Scientists at South Dakota State University are exploring the mechanisms by which a substance derived ultimately from Red Sea coral could help treat skin cancer.

The study built on earlier work by SDSU distinguished professor Chandradhar Dwivedi’s lab looking at the chemopreventive effects of sarcophine-diol, made from a substance called sarcophine that can be isolated from soft coral found in the Red Sea. The new study carried the work beyond looking at sarcophine-diol’s possible use in prevention of skin cancer to consider its potential as a tool in therapies to actually treat skin cancer.

“We are finding that sarcophine-diol could be used both for chemoprevention and as a chemotherapeutic agent,” Dwivedi said.

Specifically, the new SDSU research explored sarcophine-diol’s potential to inhibit cell growth of cancers, and also its potential to induce orderly, programmed cell death of skin cancer cells.

The scientists published their research findings in March 2009 in the academic journal Translational Oncology.

Dwivedi, head of SDSU’s Department of Pharmaceutical Sciences, directed the study by departmental graduate student researcher Xiaoying Zhang. Other researchers involved included Ajay Bommareddy of the University of Pittsburgh Cancer Institute, a former graduate student in Dwivedi’s laboratory; SDSU graduate student Wei Chen of the Department of Pharmaceutical Sciences; Sherief Khalifa of Misr International University in Cairo, Egypt; assistant professor Radhey Kaushik, who has a joint appointment in SDSU’s Department of Veterinary Sciences and the Department of Biology and Microbiology; and associate professor Hesham Fahmy of the SDSU Department of Pharmaceutical Sciences. 

SDSU researchers found that treating human skin cancer cells with different concentrations of sarcophine-diol for different lengths of time reduced the viability of cancer cells in each case. Related work showed that sarcophine-diol also inhibited the proliferation or uncontrolled growth of cancer cells.

The SDSU study also showed that sarcophine-diol induced apoptosis, or programmed cell death, in cancer cells. The extent of apoptosis observed in different treatments in the study was correlated to the level of sarcophine-diol used, Dwivedi said.

However, sarcophine-diol did not induce what scientists call necrosis, or the premature death of healthy cells. Dwivedi said that is an important finding because it suggests sarcophine-diol could be used in treatments that specifically target cancer cells without damaging nearby healthy cells.
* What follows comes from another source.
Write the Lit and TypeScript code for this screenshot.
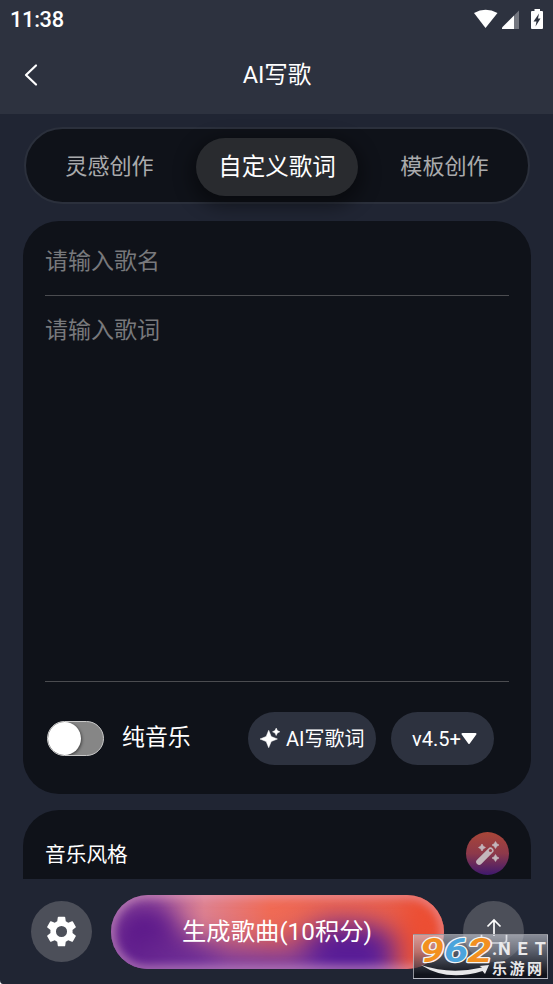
import { LitElement, html, css, svg } from "lit";
import { customElement, state } from "lit/decorators.js";
import { classMap } from "lit/directives/class-map.js";

const star = (cx: number, cy: number, r: number, pinch = 0.27) => {
  const k = r * pinch;
  return svg`<path d=${`M${cx} ${cy - r}L${cx + k} ${cy - k}L${cx + r} ${cy}L${cx + k} ${cy + k}L${cx} ${cy + r}L${cx - k} ${cy + k}L${cx - r} ${cy}L${cx - k} ${cy - k}Z`} stroke-linejoin="round" />`;
};

@customElement("site-badge")
class SiteBadge extends LitElement {
  static styles = css`
    :host { display: block; box-sizing: border-box; width: 135px; height: 45px; border: 1px solid rgba(210, 212, 220, 0.65);
      background: linear-gradient(rgba(205, 208, 218, 0.6), rgba(140, 144, 155, 0.5) 40%, rgba(12, 14, 20, 0.75) 92%); }
    svg { display: block; width: 133px; height: 43px; overflow: visible; }
    .digits { font: italic 700 33px Roboto, Arial, sans-serif; paint-order: stroke; stroke: #f4f4f4; stroke-width: 2.4px; stroke-linejoin: round; }
    .net { font: 700 18px Roboto, "Liberation Sans", sans-serif; fill: #e9e9eb; }
    .cn { font: 700 15px "Noto Sans CJK SC", sans-serif; fill: #e8e8ea; }
  `;
  render() {
    return html`<svg viewBox="0 0 133 43">
      <g class="digits">
        <text x="6" y="26.500" textLength="24" lengthAdjust="spacingAndGlyphs" fill="#f2901f">9</text>
        <text x="30" y="26.500" textLength="24" lengthAdjust="spacingAndGlyphs" fill="#4ba4dc">6</text>
        <text x="53.500" y="26.500" textLength="24" lengthAdjust="spacingAndGlyphs" fill="#f2901f">2</text>
      </g>
      <path d="M7 30Q36 40 68 32.500L65.500 31L75 30L71 39L68.500 36Q33 47 7 30Z" fill="#e8e8ea" />
      <text class="net" x="78" y="20">.</text>
      <text class="net" x="84" y="20" textLength="48">NET</text>
      <text class="cn" x="78" y="39" textLength="50">乐游网</text>
    </svg>`;
  }
}

@customElement("app-root")
class AppRoot extends LitElement {
  @state() private active = 1;
  private tabs = ["灵感创作", "自定义歌词", "模板创作"];

  static styles = css`
    :host { display: flex; flex-direction: column; position: relative; box-sizing: border-box; width: 553px; height: 984px; overflow: hidden;
      background: #202533; color: #fff; font-family: Roboto, "Noto Sans CJK SC", sans-serif; white-space: nowrap; }
    * { box-sizing: border-box; }
    svg { display: block; flex: none; }
    .top { flex: none; height: 114px; background: #2d323f; }
    .status { height: 38px; padding: 0 9px 0 10px; display: flex; justify-content: space-between; align-items: center; font-size: 21.8px; font-weight: 500; letter-spacing: -0.3px; }
    .nav { height: 74px; padding: 0 24px; display: grid; grid-template-columns: 60px 1fr 60px; align-items: center; }
    .title { text-align: center; font-size: 23.5px; line-height: 30px; padding-left: 1px; margin-top: -1px; }
    .content { flex: none; height: 765px; overflow: hidden; padding: 13px 22px 0 23px; display: flex; flex-direction: column; }
    .tabs { flex: none; height: 77px; margin: 0 1px; border: 2px solid #2b303c; border-radius: 39px; background: #0f1219; display: grid; grid-template-columns: 170px 162px 170px; align-items: center; padding-top: 2px; }
    .tab { height: 58px; display: flex; align-items: center; justify-content: center; font-size: 22.1px; line-height: 30px; color: #a9aaac; padding: 0 3px 1px 0; border-radius: 29px; }
    .tab:last-child { padding: 0 0 1px 3px; }
    .tab.on { color: #fff; background: #292b2f; font-size: 23.5px; padding: 0; box-shadow: 0 6px 18px 5px rgba(0, 0, 0, 0.4); }
    .card { flex: none; background: #0f1219; border-radius: 36px; padding: 0 22px; }
    .compose { height: 573px; margin-top: 17px; display: flex; flex-direction: column; }
    .field { font-size: 23px; line-height: 30px; color: #78797c; border-bottom: 1px solid #4b4c50; }
    .name { height: 75px; padding-top: 26px; }
    .lyrics { height: 386px; padding-top: 20px; }
    .tools { height: 112px; display: flex; align-items: center; padding: 0 15px 0 2px; }
    .switch { width: 57px; height: 35px; border-radius: 18px; background: #868686; border: 1px solid #c9c9c9; overflow: hidden; }
    .knob { width: 33px; height: 33px; border-radius: 50%; background: #fff; box-shadow: 1px 1px 3px rgba(0, 0, 0, 0.5); }
    .label { font-size: 22.9px; line-height: 30px; margin: 0 auto 1px 18px; }
    .pill { height: 53px; border-radius: 27px; background: #2d323f; display: flex; align-items: center; font-size: 20px; line-height: 28px; }
    .write { width: 128px; padding-left: 12px; gap: 6px; font-size: 20px; }
    .write span { padding-top: 2px; }
    .version { width: 103px; margin-left: 15px; padding-left: 21px; }
    .version span { padding-top: 1px; }
    .style { height: 120px; margin-top: 16px; display: flex; justify-content: space-between; font-size: 20.7px; line-height: 28px; padding-top: 22px; }
    .style span { margin-top: 9px; }
    .wand { width: 43px; height: 43px; border-radius: 50%; background: linear-gradient(#a94638, #8d394a 50%, #3f196e); }
    .bottom { height: 105px; display: flex; align-items: center; justify-content: space-between; padding: 0 29px 0 31px; }
    .round { width: 61px; height: 61px; border-radius: 50%; background: #4c4f59; display: flex; align-items: center; justify-content: center; }
    .generate { width: 333px; height: 74px; border-radius: 37px; display: grid; place-items: center; font-size: 24.3px; line-height: 32px; margin-right: 1px; overflow: hidden; }
    .generate > * { grid-area: 1 / 1; }
    .generate span { z-index: 1; }
    .badge { position: absolute; left: 413px; top: 934px; }
    .corner { position: absolute; left: 0; bottom: 0; }
  `;

  private glow() {
    return html`<svg width="333" height="74" viewBox="0 0 333 74">
      <defs>
        <linearGradient id="base"><stop offset="0" stop-color="#9457a2" /><stop offset=".14" stop-color="#ab609f" /><stop offset=".28" stop-color="#de8190" /><stop offset=".48" stop-color="#f06b55" /><stop offset=".75" stop-color="#ea6250" /><stop offset="1" stop-color="#e9573e" /></linearGradient>
        <filter id="soft" x="-60%" y="-100%" width="220%" height="300%" color-interpolation-filters="sRGB"><feGaussianBlur stdDeviation="13" /></filter>
        <filter id="rim" x="-10%" y="-30%" width="120%" height="160%" color-interpolation-filters="sRGB"><feGaussianBlur stdDeviation="4" /></filter>
      </defs>
      <rect width="333" height="74" fill="url(#base)" />
      <g filter="url(#soft)">
        <path d="M40 42H120L170 46L215 22L275 32L290 100H20Z" fill="#983f7c" opacity=".75" />
        <path d="M-20 60H278L300 130H-20Z" fill="#753ba4" />
        <ellipse cx="34" cy="43" rx="36" ry="36" fill="#5b178a" />
        <ellipse cx="62" cy="56" rx="46" ry="16" fill="#68268f" />
        <ellipse cx="240" cy="54" rx="46" ry="24" fill="#561a96" />
        <ellipse cx="314" cy="38" rx="22" ry="44" fill="#ec4d32" />
      </g>
      <rect x="-1" y="-1" width="335" height="76" rx="38" fill="none" stroke="#eab0cc" stroke-opacity=".5" stroke-width="9" filter="url(#rim)" />
    </svg>`;
  }

  render() {
    return html`
      <header class="top">
        <div class="status">
          <span>11:38</span>
          <svg width="72" height="22" viewBox="472 7 72 22" fill="#fff">
            <path d="M474 12Q485.500 5.500 497.500 12L485.500 27Z" />
            <path d="M519 9.500V28H514V14.500Z" fill="#747780" />
            <path d="M514 14.500V28H502V26.500Z" />
            <path fill-rule="evenodd" d="M534.500 8H540V10H542Q543 10 543 11V27Q543 28 542 28H532Q531 28 531 27V11Q531 10 532 10H534.500ZM539 12.500L533.500 20.500H536.500L535.500 25.500L540.500 17.500H538Z" />
          </svg>
        </div>
        <div class="nav">
          <svg width="14" height="24" viewBox="0 0 14 24" fill="none" stroke="#fff" stroke-width="2.200" stroke-linecap="round" stroke-linejoin="round"><path d="M12 2.500L2 12L12 21.500" /></svg>
          <div class="title">AI写歌</div>
        </div>
      </header>
      <main class="content">
        <div class="tabs">
          ${this.tabs.map((t, i) => html`<div class=${classMap({ tab: true, on: i === this.active })} @click=${() => (this.active = i)}>${t}</div>`)}
        </div>
        <section class="card compose">
          <div class="field name">请输入歌名</div>
          <div class="field lyrics">请输入歌词</div>
          <div class="tools">
            <div class="switch"><div class="knob"></div></div>
            <span class="label">纯音乐</span>
            <div class="pill write">
              <svg width="20" height="22" viewBox="0 0 20 22" fill="#fff" stroke="#fff" stroke-width="0.500">${star(8.7, 12, 8.7, 0.29)}${star(16.2, 4.8, 3.7, 0.32)}</svg>
              <span>AI写歌词</span>
            </div>
            <div class="pill version">
              <span>v4.5+</span>
              <svg width="16" height="12" viewBox="0 0 16 12" fill="#fff" stroke="#fff" stroke-width="2" stroke-linejoin="round"><path d="M1.500 2H14.500L8 11Z" /></svg>
            </div>
          </div>
        </section>
        <section class="card style">
          <span>音乐风格</span>
          <div class="wand">
            <svg width="43" height="43" viewBox="0 0 43 43" fill="#c3b6bb" stroke="#c3b6bb" stroke-width="0.800">
              <path d="M13.200 29.800L24.500 18.500" stroke-width="6" stroke-linecap="round" />
              <circle cx="24.500" cy="18.500" r="1.600" fill="#973d47" stroke="none" />
              ${star(16, 15.5, 3.4, 0.36)}${star(29.5, 13, 3.4, 0.36)}${star(29.5, 26, 3.4, 0.36)}
            </svg>
          </div>
        </section>
      </main>
      <footer class="bottom">
        <div class="round">
          <svg width="37" height="37" viewBox="0 0 24 24" fill="#fff"><path d="M19.140 12.940c.040-.300.060-.610.060-.940s-.020-.640-.070-.940l2.030-1.580a.490.490 0 0 0 .120-.610l-1.920-3.320a.490.490 0 0 0-.590-.220l-2.390.960a7.030 7.030 0 0 0-1.620-.940l-.360-2.540A.480.480 0 0 0 13.920 2.400h-3.840a.480.480 0 0 0-.480.410l-.360 2.540c-.590.240-1.130.570-1.620.940l-2.390-.960a.490.490 0 0 0-.590.220L2.720 8.870a.480.480 0 0 0 .120.610l2.030 1.580c-.050.300-.070.620-.070.940s.020.640.070.940l-2.030 1.580a.490.490 0 0 0-.120.610l1.920 3.320c.120.220.370.290.590.220l2.390-.960c.500.380 1.030.700 1.620.940l.360 2.540c.050.240.240.410.480.410h3.840c.240 0 .440-.170.470-.410l.360-2.540c.590-.240 1.130-.560 1.620-.940l2.390.960c.220.080.470 0 .590-.220l1.920-3.320a.480.480 0 0 0-.120-.610zM12 15.600a3.600 3.600 0 1 1 0-7.200 3.600 3.600 0 0 1 0 7.200z" /></svg>
        </div>
        <div class="generate">${this.glow()}<span>生成歌曲(10积分)</span></div>
        <div class="round">
          <svg width="30" height="28" viewBox="0 0 30 28" fill="none" stroke="#fff" stroke-width="1.700"><path d="M15 18V2.500M8.500 8.500L15 2L21.500 8.500M2.500 16V22Q2.500 25 5.500 25H24.500Q27.500 25 27.500 22V16" /></svg>
        </div>
      </footer>
      <svg class="corner" width="3" height="4" viewBox="0 0 3 4" fill="#fff"><path d="M0 0Q0 4 3 4H0Z" /></svg>
      <site-badge class="badge"></site-badge>
    `;
  }
}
The SDSU experiment also looked at whether sarcophine-diol treatments could increase what is called DNA fragmentation, considered a biochemical hallmark of apoptosis — an indication that the cell is committed to die, in other words. At lower concentrations, sarcophine-diol didn’t significantly induce DNA fragmentation in skin tumor cells, but higher levels of sarcophine-diol did.

Finally, the SDSU study found that treatments with higher concentrations of sarcophine-diol induced higher level of so-called “executioner” proteins that have a role in apoptosis, or programmed cell death compared to a control group.

Importantly, the SDSU research found that sarcophine-diol did not significantly increase the level of the “executioner” proteins in normal cells. Sarcophine-diol had some effect on viability of healthy cells, but the results suggest sarcophine-diol is considerably more toxic to skin tumor cells than to healthy cells.

“Further investigations of sarcophine-diol in experimental models and in cell culture studies are needed to explore its mechanisms of action,” Dwivedi said. “Sarcophine-diol has excellent potential to be a potent chemotherapeutic agent that can be further investigated for use against nonmelanoma skin cancer development.”